Sure it does, in a funny way. When we say ID isn’t creationism, that’s no ruse. Indications of what Stephen Meyer calls a “signature in the cell,” evidence of design in DNA and in the origin of the first life, animal phyla taking seed suddenly in the Cambrian seas — all these leave open the question of where the design came from and who or what instantiated it. The possibilities are not exhausted by mentioning God and intelligent extraterrestrials.

Richard Dawkins arbitrarily rules out a benevolent deity but admits the possibility of other scenarios, like biological engineering by ETs. In Prometheus, Ridley Scott has some dark fun with the premise behind Dawkins’s musings. In the movie, aliens seed life in the oceans of the early Earth, in the form of their own DNA, a fact that scientists confirm by traveling to a distant planet, hundred of millions of years later after the fact. In interviews, Ridley Scott has said he finds ideas of such “ancient astronauts” entirely plausible.

Scott gets away with it, of course, because his designers — the “engineers” — aren’t anyone’s idea of God but, instead, are powerful and malevolent space aliens.

An interesting footnote: Scott’s story is remarkably similar in plot to a wonderful H.P. Lovecraft horror novella, At the Mountains of Madness (1936). The parallels are so close that another filmmaker, Guillermo del Toro, who had plans for his own film version of Mountains, decided to cancel the project when he heard about Scott’s Prometheus.

In the Lovecraft story, scientists from the fictional Miskatonic University are exploring a mountain-guarded region of Antarctica and discover madness-inducing ruins of an alien city, hundreds of millions of years old: the once mighty, now deserted bastion of Lovecraft’s deliciously sinister “Old Ones.”

Lovecraft, you may know, is a cult favorite of some Darwinian atheists who follow in the paths of PZ Myers. (I like him too — Lovecraft, that is.) Here’s the enjoyable irony: A hardcore atheist, materialist and Darwinist, Lovecraft takes intelligent design as the premise of the novella. How so?

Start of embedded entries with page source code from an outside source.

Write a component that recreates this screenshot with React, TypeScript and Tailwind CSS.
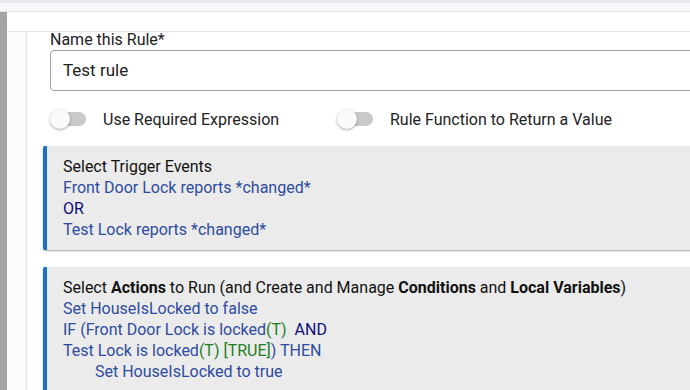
import React from 'react'

function Toggle({ label }: { label: string }) {
    return (
        <div className="flex items-center">
            <div className="relative w-[38px] h-[20px] flex items-center shrink-0">
                <div className="ml-[2px] w-[34px] h-[14px] rounded-full bg-[#c9c9c9]" />
                <div className="absolute left-0 top-0 w-[20px] h-[20px] rounded-full bg-[#fafafa] shadow-[0_1px_3px_rgba(0,0,0,0.35)]" />
            </div>
            <span className="ml-[15px] text-[16px] text-[#222] whitespace-nowrap">{label}</span>
        </div>
    )
}

const blue = 'text-[#2d4c9f]'
const green = 'text-[#1f7d1f]'
const navy = 'text-[#0d0d7a]'

export default function App() {
    return (
        <div className="w-[690px] h-[390px] overflow-hidden bg-white font-['Roboto',sans-serif] text-[16px] leading-[21px]">
            <div className="h-[3px] bg-[#e7e7ef]" />
            <div className="h-[8px] bg-[#f6f6fb]" />
            <div className="h-px bg-[#e3e3ea]" />
            <div className="flex h-[378px]">
                <div className="w-[7px] shrink-0 bg-[#a4a4a4]" />
                <div className="flex-1 flex flex-col min-w-0">
                    <div className="h-[20px] shrink-0 bg-white border-b border-[#e6e6ec]" />
                    <div className="flex flex-1">
                        <div className="w-[20px] shrink-0 bg-[#fbfbfb] border-r border-[#e4e4e4]" />
                        <div className="flex-1 pl-[16px] min-w-0">
                            <div className="pl-[7px]">
                                <div className="text-[16px] leading-[16px] text-[#222]">Name this Rule*</div>
                                <div className="mt-[2px] h-[41px] w-[700px] border border-[#a3a3a3] rounded-[4px] flex items-center pl-[12px] text-[17px] text-[#222]">
                                    Test rule
                                </div>
                                <div className="flex mt-[18px] h-[20px] items-center">
                                    <div className="w-[287px] shrink-0">
                                        <Toggle label="Use Required Expression" />
                                    </div>
                                    <Toggle label="Rule Function to Return a Value" />
                                </div>
                            </div>

                            <div className="mt-[17px] w-[700px] bg-[#ebebeb] border-l-4 border-[#1a73c9] rounded-l-[2px] pl-[16px] pt-[10px] pb-[10px] shadow-[0_1px_2px_rgba(0,0,0,0.35)]">
                                <div className="text-[#111]">Select Trigger Events</div>
                                <div className={blue}>Front Door Lock reports *changed*</div>
                                <div className={navy}>OR</div>
                                <div className={blue}>Test Lock reports *changed*</div>
                            </div>

                            <div className="mt-[17px] w-[700px] bg-[#ebebeb] border-l-4 border-[#1a73c9] rounded-l-[2px] pl-[16px] pt-[10px] pb-[10px] shadow-[0_1px_2px_rgba(0,0,0,0.35)]">
                                <div className="text-[#111] whitespace-nowrap">
                                    Select <b className="font-bold">Actions</b> to Run (and Create and Manage <b className="font-bold">Conditions</b> and <b className="font-bold">Local Variables</b>)
                                </div>
                                <div className={blue}>Set HouseIsLocked to false</div>
                                <div className={blue}>
                                    IF (Front Door Lock is locked<span className={green}>(T)</span>&nbsp; <span className={navy}>AND</span>
                                </div>
                                <div className={blue}>
                                    Test Lock is locked<span className={green}>(T) [TRUE]</span>) THEN
                                </div>
                                <div className={`${blue} pl-[32px]`}>Set HouseIsLocked to true</div>
                            </div>
                        </div>
                    </div>
                </div>
            </div>
        </div>
    )
}
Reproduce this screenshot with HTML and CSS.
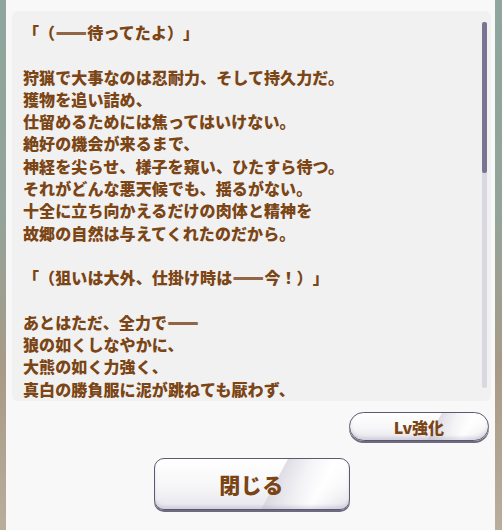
FILE: index.html
```html
<!DOCTYPE html>
<html lang="ja">
<head>
<meta charset="utf-8">
<link rel="stylesheet" href="styles.css">
</head>
<body>
<div class="panel">
  <div class="textbox">
    <div class="text">
      <p>「（<span class="dash">――</span>待ってたよ）」</p>
      <p>&nbsp;</p>
      <p>狩猟で大事なのは忍耐力、そして持久力だ。</p>
      <p>獲物を追い詰め、</p>
      <p>仕留めるためには焦ってはいけない。</p>
      <p>絶好の機会が来るまで、</p>
      <p>神経を尖らせ、様子を窺い、ひたすら待つ。</p>
      <p>それがどんな悪天候でも、揺るがない。</p>
      <p>十全に立ち向かえるだけの肉体と精神を</p>
      <p>故郷の自然は与えてくれたのだから。</p>
      <p>&nbsp;</p>
      <p>「（狙いは大外、仕掛け時は<span class="dash">――</span>今！）」</p>
      <p>&nbsp;</p>
      <p>あとはただ、全力で<span class="dash">――</span></p>
      <p>狼の如くしなやかに、</p>
      <p>大熊の如く力強く、</p>
      <p>真白の勝負服に泥が跳ねても厭わず、</p>
    </div>
    <div class="scrolltrack"><div class="scrollthumb"></div></div>
  </div>
  <div class="row-right">
    <button class="btn btn-small">Lv強化</button>
  </div>
  <div class="row-center">
    <button class="btn btn-large">閉じる</button>
  </div>
</div>
</body>
</html>
```
FILE: styles.css
```css
* { box-sizing: border-box; }
html, body { margin: 0; padding: 0; }
body {
  width: 502px;
  height: 530px;
  overflow: hidden;
  background: linear-gradient(to bottom, #8fa59d 0%, #93a49a 40%, #a89a86 70%, #b9ad9c 100%);
  font-family: "Noto Sans CJK JP", "Noto Sans", sans-serif;
}
.panel {
  margin-left: 6px;
  width: 489px;
  height: 530px;
  background: #f8f8f8;
  padding: 11px 4px 0 6px;
  display: flex;
  flex-direction: column;
}
.textbox {
  height: 390px;
  background: #f1f1f1;
  border-radius: 6px;
  overflow: hidden;
  display: flex;
}
.text {
  flex: 1;
  padding: 10px 0 0 11px;
  color: #7b4515;
  font-size: 16px;
  font-weight: 900;
  line-height: 22.3px;
  letter-spacing: 0.1px;
  text-spacing-trim: space-all;
}
.text p { margin: 0; white-space: nowrap; }
.dash {
  text-shadow: 0 1px 0 currentColor, 0 -1px 0 currentColor;
}
.scrolltrack {
  width: 5px;
  margin: 11px 4px 13px 0;
  background: #d9d7e0;
  border-radius: 3px;
}
.scrollthumb {
  height: 151px;
  background: #797590;
  border-radius: 2px;
}
.row-right {
  display: flex;
  justify-content: flex-end;
  padding-right: 2px;
  margin-top: 11px;
}
.row-center {
  display: flex;
  justify-content: center;
  margin-top: 17px;
}
.btn {
  font-family: "Noto Sans CJK JP", "Noto Sans", sans-serif;
  font-weight: 900;
  color: #7a4414;
  border: 1.5px solid #5d5870;
  box-shadow: 0 2px 0 #6e6a80, inset 0 -3px 3px rgba(150,145,170,0.25);
  background:
    linear-gradient(118deg, rgba(255,255,255,0) 60%, rgba(215,214,222,0.8) 60.5%, rgba(240,240,244,0.6) 72%, rgba(255,255,255,0.9) 82%, rgba(245,245,248,0) 95%),
    linear-gradient(to bottom, #ffffff 0%, #f6f6f8 55%, #e7e6ec 100%);
  padding: 0;
  cursor: pointer;
}
.btn-small {
  width: 140px;
  height: 29px;
  border-radius: 15px;
  font-size: 16px;
  line-height: 1;
}
.btn-large {
  width: 196px;
  height: 52px;
  border-radius: 10px;
  font-size: 21px;
  line-height: 1;
  letter-spacing: 0.5px;
}
```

Just the same way Ridley Scott does. In Lovecraft’s fictional scheme of things, the Old Ones came from the stars and seeded life in the oceans: the “makers and enslavers” of life, they “had done the same on other planets,” allowing “cell-groups to develop into…forms of animal and vegetable life for sundry purposes.” Their productions, by virtue of granting the original seed of life, include early hominids, “used sometimes for food and sometimes as an amusing buffoon”:

These vertebrates, as well as an infinity of other life-forms — animal and vegetable, marine, terrestrial, and aerial — were the products of unguided evolution action on life-cells made by the Old Ones but escaping beyond their radius of attention. They had been suffered to develop unchecked because they had not come in conflict with the dominant beings.

With decadence, however, the Old Ones lost the genius to design life:

With the march of time, …the art of creating new life from inorganic matter had been lost; so that the Old Ones had to depend on the moulding of forms already in existence.

Entertaining, sure, but what does it prove? Only that when Darwinists tell you ID is all one side of the same coin, the other side of which is contemporary Evangelical Christianity and post-Edwards v. Aguillard “creationism,” they are, as always, lying.